At the end of the month fourth quarter GDP was revised to a positive 0.1% from a negative 0.1%. The improvement coming from stronger net exports and better non-residential and residential construction as housing inventories continue to decline.
This is much lower than the 2% that was expected back in September. In the first quarter of this year we have seen some strengthening despite the Federal tax increases. Durable goods orders in January climbed by the most in one year exceeding the predictions of all economists. Pending home sales have been quite strong as well through February. Consumer spending and sentiment has also remained surprising steady in the face of fiscal tightening. Economists and corporate leader expect the economy to perform even better in the second half of the year. In expectations of increased demand later in the year we expect to see capital expenditures to continue, spurred on by record low interest rates to meet the expected demand.
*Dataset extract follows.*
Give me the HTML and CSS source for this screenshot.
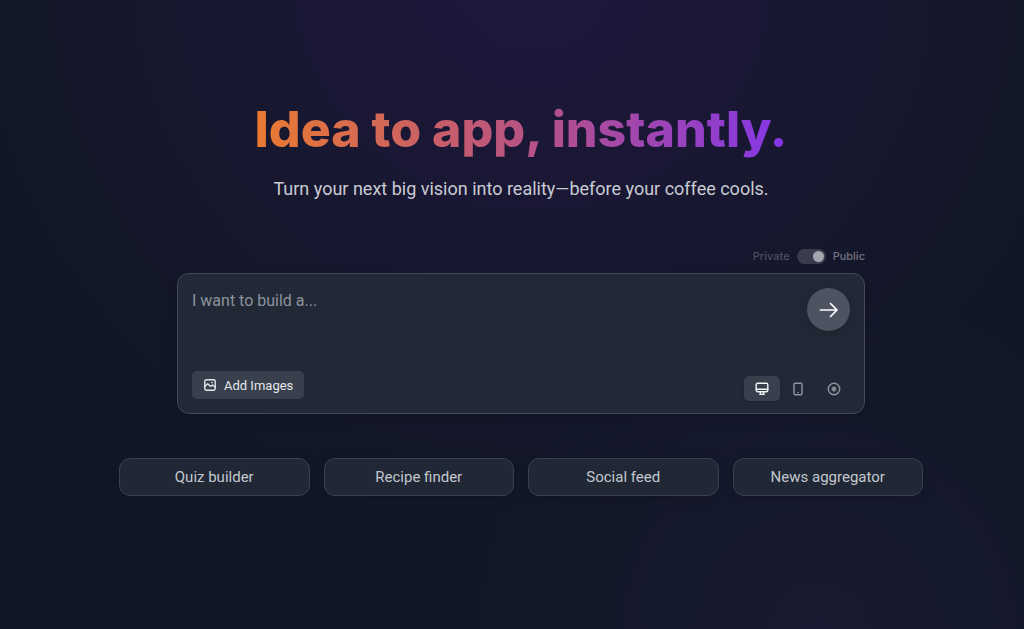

Though Europe still has serious problems, measurements of economic confidence are improving, perhaps signaling an end to their recession. At the same time government spending is weakening as defense spending had its biggest decline since July 2000. This is an indicator of the negative effects of sequestration as spending is reduced by 1.2 trillion dollars over the next decade. Hopefully we will see a global recovery this year which would support our exports which are now at their highest level in 20 years.
The Federal Reserve continues to do its part with is $85 billion a month in asset purchases and near zero interest rate policy. Their actions have helped spark the rebound in housing and increased production of capital goods which is helping support our economy during this period of declining government spending.